The ownership or funding of law firms by litigation funders continues to be a hot topic in the world of legal funding, with models such as alternative business structures (ABS) gaining momentum in places like Arizona. However, a complaint filed by a client in Delaware reveals a falling out due to the reverse funding model, where a law firm maintained an ownership stake in the funder.

Reporting by Bloomberg Law covers a new lawsuit brought against Burford German Funding (BGF), an affiliate of Burford Capital, by a client who claims that the funder failed to disclose the fact that BGF was partly owned by the same law firm it nominated to lead the client’s antitrust cases. Financialright Claims GMBH (FRC) alleges that when it negotiated the funding agreement with BGF for its antitrust litigation against the trucks cartel, it had no knowledge “that Hausfeld  was  also  a  part  owner  of  BGF  through  an  entity  called German Litigation Solutions LLC (“GLS”) or that one of the lead German partners at Hausfeld responsible for the firm’s representation of FRC had a personal stake.”

The complaint, filed by FRC in the Delaware Superior Court, explains that as Hausfeld is part-owner of BGF, and the funding agreement “provides for a share of FRC’s recoveries in the Trucks Litigations to flow to FRC’s lawyers”, this constitutes a contingency fee arrangement which are illegal under German law.  FRC had filed a lawsuit against Hausfeld in a German court and then applied for discovery from BGF, Burford and GLS in the Delaware District Court, which was followed by an assertion by these parties that the application for discovery “is subject to mandatory arbitration” under the terms of the funding agreement.

FRC argues that “as  a  direct  result  of  BGF’s  fraud  on  FRC,  FRC  did  agree  to  the Arbitration Agreement that—according to BGF—subsumes disputes between FRC and GLS.” However, FRC claims that it “would  never  have  agreed  to  an  arbitration  clause  requiring  it  to arbitrate claims against Hausfeld”, were it not for the concealment of Hausfeld’s ownership stake in BGF. FRC is therefore asking the Superior Court to declare that “BGF fraudulently induced  FRC  into  agreeing  to  the  Arbitration  Agreement”, and that the agreement should be declared both invalid and unenforceable.

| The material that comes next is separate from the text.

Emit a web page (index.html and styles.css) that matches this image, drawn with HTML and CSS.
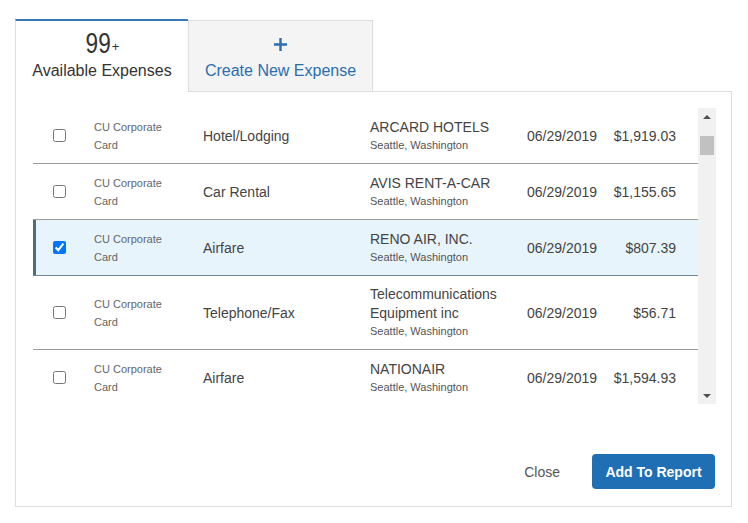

Lisa Sharrow, spokesperson at Hausfeld LLP, provided the following statement:  “The US-based Hausfeld LLP and the UK-based Hausfeld & Co LLP hold indirect economic minority interests in Burford German Funding. These are separate legal entities from Hausfeld Rechtsanwälte LLP that do not practice law in Germany. Burford German Funding was of course developed and set up in a way that was fully compliant with all relevant regulations.”

David Helfenbein, spokesperson at Burford, also provided a response to Bloomberg via email: “There is a dispute in Germany between a client Burford has funded and its lawyers. Burford is not a party to that dispute and its outcome has no impact on us. This Delaware proceeding is a third-party discovery request to Burford for material for the German litigation, which Burford believes should be adjudicated in arbitration and not in the Delaware courts.”

The full complaint filed by FRC can be read here.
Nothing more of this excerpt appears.